- Stated task:
Select the lines below containing the word "this".

- Collected data:
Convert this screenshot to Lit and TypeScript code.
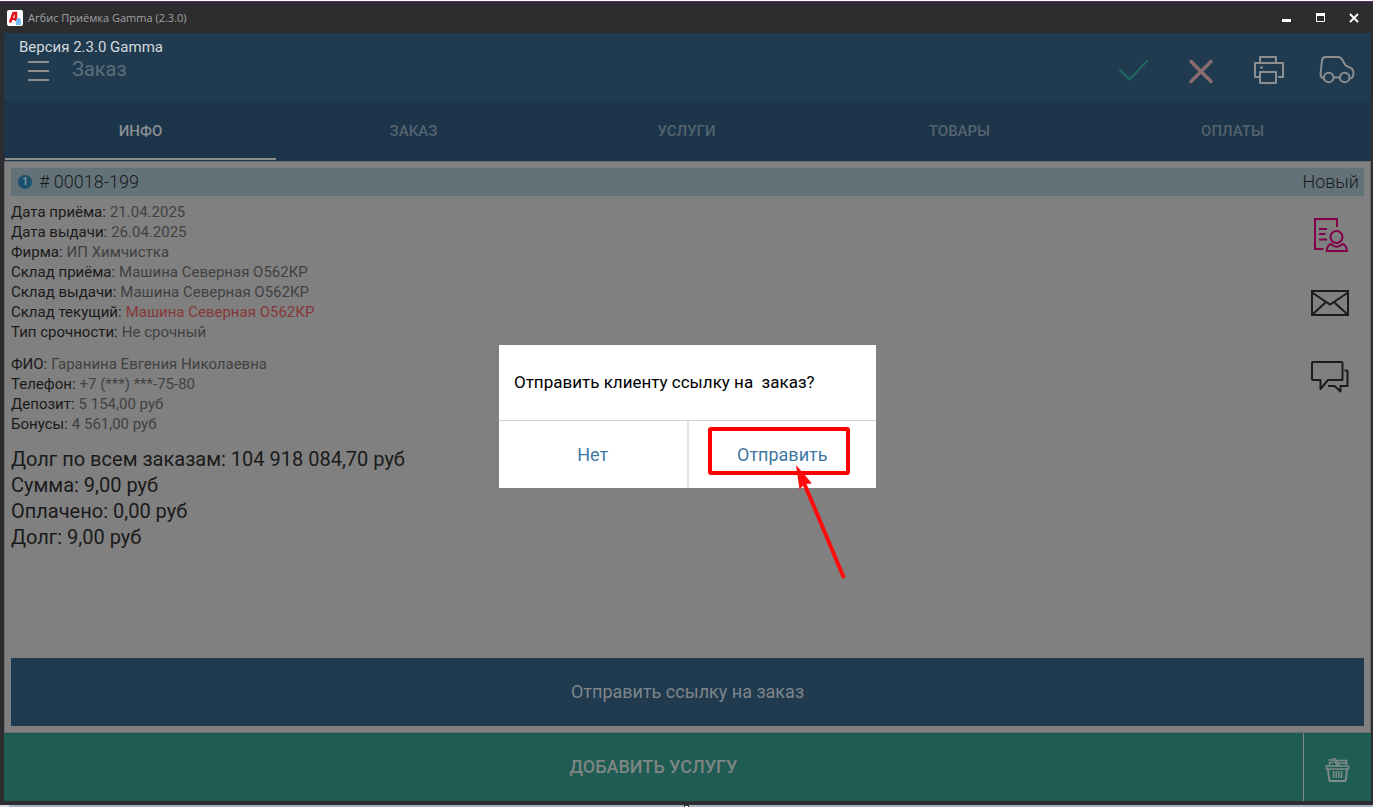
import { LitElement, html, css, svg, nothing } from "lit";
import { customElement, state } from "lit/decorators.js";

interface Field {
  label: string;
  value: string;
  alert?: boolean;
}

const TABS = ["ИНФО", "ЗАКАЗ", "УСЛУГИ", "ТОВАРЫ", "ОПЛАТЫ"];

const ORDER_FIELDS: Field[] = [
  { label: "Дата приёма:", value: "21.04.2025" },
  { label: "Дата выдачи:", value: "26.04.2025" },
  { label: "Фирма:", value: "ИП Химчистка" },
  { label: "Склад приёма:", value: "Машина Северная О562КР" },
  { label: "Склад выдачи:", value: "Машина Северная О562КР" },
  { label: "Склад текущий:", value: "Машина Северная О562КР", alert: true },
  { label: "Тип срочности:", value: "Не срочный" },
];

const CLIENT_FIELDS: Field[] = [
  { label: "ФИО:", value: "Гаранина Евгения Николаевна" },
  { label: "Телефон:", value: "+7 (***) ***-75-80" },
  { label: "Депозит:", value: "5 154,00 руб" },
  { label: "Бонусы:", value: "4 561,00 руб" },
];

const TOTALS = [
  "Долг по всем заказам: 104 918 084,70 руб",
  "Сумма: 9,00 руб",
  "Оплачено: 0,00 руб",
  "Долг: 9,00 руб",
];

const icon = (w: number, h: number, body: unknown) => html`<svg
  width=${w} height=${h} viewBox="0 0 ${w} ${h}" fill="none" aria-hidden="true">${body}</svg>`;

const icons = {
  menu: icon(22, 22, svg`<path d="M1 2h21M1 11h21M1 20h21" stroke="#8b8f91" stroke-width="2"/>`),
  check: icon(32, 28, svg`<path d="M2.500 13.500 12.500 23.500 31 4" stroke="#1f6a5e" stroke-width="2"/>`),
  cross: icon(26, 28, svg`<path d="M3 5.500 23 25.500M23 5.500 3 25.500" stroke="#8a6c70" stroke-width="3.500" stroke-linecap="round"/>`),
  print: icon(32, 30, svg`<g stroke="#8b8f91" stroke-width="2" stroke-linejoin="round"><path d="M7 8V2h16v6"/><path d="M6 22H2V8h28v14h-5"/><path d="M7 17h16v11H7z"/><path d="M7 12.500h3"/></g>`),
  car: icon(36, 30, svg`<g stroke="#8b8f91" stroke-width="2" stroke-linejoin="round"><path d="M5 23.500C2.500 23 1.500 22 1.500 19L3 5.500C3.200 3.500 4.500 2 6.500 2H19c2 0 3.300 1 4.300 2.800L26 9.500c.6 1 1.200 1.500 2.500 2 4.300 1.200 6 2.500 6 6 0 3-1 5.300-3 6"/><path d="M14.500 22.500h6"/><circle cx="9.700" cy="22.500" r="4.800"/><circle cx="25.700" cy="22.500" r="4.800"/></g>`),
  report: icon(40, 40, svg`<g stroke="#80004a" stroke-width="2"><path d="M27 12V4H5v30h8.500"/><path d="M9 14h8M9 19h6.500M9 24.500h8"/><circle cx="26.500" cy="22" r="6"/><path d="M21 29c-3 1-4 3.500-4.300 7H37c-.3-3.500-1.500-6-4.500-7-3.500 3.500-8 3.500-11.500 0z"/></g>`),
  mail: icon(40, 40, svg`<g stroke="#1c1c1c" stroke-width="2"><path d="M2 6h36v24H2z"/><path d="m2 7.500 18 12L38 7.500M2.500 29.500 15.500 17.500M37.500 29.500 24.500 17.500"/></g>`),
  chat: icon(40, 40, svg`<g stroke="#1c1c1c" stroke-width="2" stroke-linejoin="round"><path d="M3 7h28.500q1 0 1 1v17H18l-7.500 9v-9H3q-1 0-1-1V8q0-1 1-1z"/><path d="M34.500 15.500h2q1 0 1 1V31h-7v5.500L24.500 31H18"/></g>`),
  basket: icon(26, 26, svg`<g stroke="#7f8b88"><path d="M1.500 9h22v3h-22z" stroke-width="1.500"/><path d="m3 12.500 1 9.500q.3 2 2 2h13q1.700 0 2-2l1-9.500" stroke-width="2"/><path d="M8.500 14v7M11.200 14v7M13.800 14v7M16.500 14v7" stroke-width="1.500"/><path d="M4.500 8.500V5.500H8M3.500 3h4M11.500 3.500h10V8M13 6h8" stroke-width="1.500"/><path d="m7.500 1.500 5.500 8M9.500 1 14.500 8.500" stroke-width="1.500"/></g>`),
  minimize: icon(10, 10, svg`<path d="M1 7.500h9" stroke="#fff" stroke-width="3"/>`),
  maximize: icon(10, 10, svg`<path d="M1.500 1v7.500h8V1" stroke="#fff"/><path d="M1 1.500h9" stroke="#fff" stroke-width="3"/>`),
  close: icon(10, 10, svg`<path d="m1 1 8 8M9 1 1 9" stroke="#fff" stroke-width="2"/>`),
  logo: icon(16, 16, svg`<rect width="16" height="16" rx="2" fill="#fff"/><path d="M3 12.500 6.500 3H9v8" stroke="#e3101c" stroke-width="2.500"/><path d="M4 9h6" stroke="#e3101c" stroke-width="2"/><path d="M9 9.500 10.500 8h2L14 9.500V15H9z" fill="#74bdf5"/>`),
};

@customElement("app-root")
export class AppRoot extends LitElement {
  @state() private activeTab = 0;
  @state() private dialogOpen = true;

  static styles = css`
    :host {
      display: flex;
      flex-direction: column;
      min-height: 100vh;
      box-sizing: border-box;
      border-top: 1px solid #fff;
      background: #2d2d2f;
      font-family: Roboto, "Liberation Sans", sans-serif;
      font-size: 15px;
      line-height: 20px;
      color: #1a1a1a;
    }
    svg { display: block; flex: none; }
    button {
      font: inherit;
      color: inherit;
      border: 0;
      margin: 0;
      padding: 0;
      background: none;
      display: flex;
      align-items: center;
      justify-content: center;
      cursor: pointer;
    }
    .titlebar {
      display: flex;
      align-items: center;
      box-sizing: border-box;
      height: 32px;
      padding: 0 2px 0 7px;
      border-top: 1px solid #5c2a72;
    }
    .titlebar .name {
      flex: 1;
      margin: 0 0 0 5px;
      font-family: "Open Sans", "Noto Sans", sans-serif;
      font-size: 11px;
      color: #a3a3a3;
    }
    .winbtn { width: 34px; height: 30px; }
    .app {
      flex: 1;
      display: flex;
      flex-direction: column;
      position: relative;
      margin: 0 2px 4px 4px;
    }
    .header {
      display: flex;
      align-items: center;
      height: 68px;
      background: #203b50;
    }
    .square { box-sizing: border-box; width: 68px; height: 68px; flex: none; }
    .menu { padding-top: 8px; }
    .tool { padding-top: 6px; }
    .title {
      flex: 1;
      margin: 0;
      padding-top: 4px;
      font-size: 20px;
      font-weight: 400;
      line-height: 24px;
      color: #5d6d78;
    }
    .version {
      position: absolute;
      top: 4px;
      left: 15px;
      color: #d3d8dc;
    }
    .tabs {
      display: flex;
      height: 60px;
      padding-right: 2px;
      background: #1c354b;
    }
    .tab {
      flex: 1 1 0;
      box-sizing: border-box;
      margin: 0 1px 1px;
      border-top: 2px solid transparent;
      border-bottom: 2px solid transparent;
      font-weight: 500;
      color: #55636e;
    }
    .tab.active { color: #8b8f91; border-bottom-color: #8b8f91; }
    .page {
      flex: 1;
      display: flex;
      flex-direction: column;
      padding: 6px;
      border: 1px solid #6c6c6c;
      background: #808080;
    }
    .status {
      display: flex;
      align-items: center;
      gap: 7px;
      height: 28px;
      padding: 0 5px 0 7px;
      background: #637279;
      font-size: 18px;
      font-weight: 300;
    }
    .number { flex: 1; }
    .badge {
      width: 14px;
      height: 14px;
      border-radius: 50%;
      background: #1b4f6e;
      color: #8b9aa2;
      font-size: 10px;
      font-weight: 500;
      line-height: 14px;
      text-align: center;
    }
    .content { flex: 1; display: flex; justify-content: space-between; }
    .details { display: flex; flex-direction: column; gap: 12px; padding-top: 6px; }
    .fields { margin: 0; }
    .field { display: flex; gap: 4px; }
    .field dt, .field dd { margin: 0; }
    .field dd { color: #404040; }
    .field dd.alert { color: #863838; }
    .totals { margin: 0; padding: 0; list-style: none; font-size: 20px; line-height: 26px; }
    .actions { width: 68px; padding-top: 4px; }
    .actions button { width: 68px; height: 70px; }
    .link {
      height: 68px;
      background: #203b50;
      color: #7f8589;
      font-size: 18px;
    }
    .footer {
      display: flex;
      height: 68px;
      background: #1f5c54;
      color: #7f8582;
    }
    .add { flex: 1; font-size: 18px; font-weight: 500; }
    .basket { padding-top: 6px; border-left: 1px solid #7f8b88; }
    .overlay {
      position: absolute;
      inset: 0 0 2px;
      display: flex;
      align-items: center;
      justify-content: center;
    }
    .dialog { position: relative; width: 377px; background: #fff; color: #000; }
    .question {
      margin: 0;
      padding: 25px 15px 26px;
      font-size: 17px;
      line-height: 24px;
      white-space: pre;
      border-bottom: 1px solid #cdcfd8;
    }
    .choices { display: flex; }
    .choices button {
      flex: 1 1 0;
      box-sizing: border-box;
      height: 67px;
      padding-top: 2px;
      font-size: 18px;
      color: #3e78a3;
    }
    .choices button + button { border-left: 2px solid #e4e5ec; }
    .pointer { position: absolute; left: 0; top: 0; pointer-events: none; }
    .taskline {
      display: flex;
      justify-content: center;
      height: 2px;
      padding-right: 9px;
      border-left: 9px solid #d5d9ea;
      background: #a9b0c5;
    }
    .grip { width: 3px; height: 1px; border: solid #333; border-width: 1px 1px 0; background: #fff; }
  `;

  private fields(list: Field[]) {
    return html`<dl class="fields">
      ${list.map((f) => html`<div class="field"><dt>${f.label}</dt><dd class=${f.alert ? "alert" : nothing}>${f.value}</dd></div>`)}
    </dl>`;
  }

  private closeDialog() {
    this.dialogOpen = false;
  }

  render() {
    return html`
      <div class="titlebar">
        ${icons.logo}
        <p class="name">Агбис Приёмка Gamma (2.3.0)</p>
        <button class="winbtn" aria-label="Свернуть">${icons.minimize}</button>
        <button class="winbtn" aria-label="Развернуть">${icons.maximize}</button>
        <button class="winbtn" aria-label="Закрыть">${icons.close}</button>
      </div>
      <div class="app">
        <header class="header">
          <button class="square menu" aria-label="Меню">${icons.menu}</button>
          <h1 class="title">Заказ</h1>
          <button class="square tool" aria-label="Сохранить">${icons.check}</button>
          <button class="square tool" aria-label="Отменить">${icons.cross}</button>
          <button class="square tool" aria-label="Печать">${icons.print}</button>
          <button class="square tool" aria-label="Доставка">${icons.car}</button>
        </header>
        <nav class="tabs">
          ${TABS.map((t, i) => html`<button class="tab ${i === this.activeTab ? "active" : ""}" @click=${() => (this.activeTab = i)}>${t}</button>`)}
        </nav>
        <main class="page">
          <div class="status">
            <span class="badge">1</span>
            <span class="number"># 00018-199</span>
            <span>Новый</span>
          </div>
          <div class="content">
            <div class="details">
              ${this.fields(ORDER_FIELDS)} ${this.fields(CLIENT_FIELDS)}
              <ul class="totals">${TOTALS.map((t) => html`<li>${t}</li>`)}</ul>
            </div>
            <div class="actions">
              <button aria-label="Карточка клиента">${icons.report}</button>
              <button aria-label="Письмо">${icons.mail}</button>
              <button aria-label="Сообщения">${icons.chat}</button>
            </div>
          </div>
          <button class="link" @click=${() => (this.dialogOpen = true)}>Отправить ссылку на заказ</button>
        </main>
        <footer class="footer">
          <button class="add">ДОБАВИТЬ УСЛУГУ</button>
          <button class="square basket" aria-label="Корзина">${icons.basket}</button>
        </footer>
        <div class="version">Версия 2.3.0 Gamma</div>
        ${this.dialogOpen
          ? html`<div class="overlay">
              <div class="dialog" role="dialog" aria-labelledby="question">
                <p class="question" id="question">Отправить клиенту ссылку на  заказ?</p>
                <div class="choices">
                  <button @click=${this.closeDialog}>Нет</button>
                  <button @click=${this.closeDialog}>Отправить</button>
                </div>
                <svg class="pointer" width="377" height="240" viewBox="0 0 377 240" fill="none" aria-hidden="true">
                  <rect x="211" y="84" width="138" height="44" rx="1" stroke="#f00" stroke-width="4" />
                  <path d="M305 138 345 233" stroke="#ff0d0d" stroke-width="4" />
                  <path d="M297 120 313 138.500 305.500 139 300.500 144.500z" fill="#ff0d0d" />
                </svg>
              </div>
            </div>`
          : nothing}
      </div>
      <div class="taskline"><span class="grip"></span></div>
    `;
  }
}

- Task result:
Convert this screenshot to Lit and TypeScript code.
    this.dialogOpen = false;
          ${TABS.map((t, i) => html`<button class="tab ${i === this.activeTab ? "active" : ""}" @click=${() => (this.activeTab = i)}>${t}</button>`)}
              ${this.fields(ORDER_FIELDS)} ${this.fields(CLIENT_FIELDS)}
          <button class="link" @click=${() => (this.dialogOpen = true)}>Отправить ссылку на заказ</button>
        ${this.dialogOpen
                  <button @click=${this.closeDialog}>Нет</button>
                  <button @click=${this.closeDialog}>Отправить</button>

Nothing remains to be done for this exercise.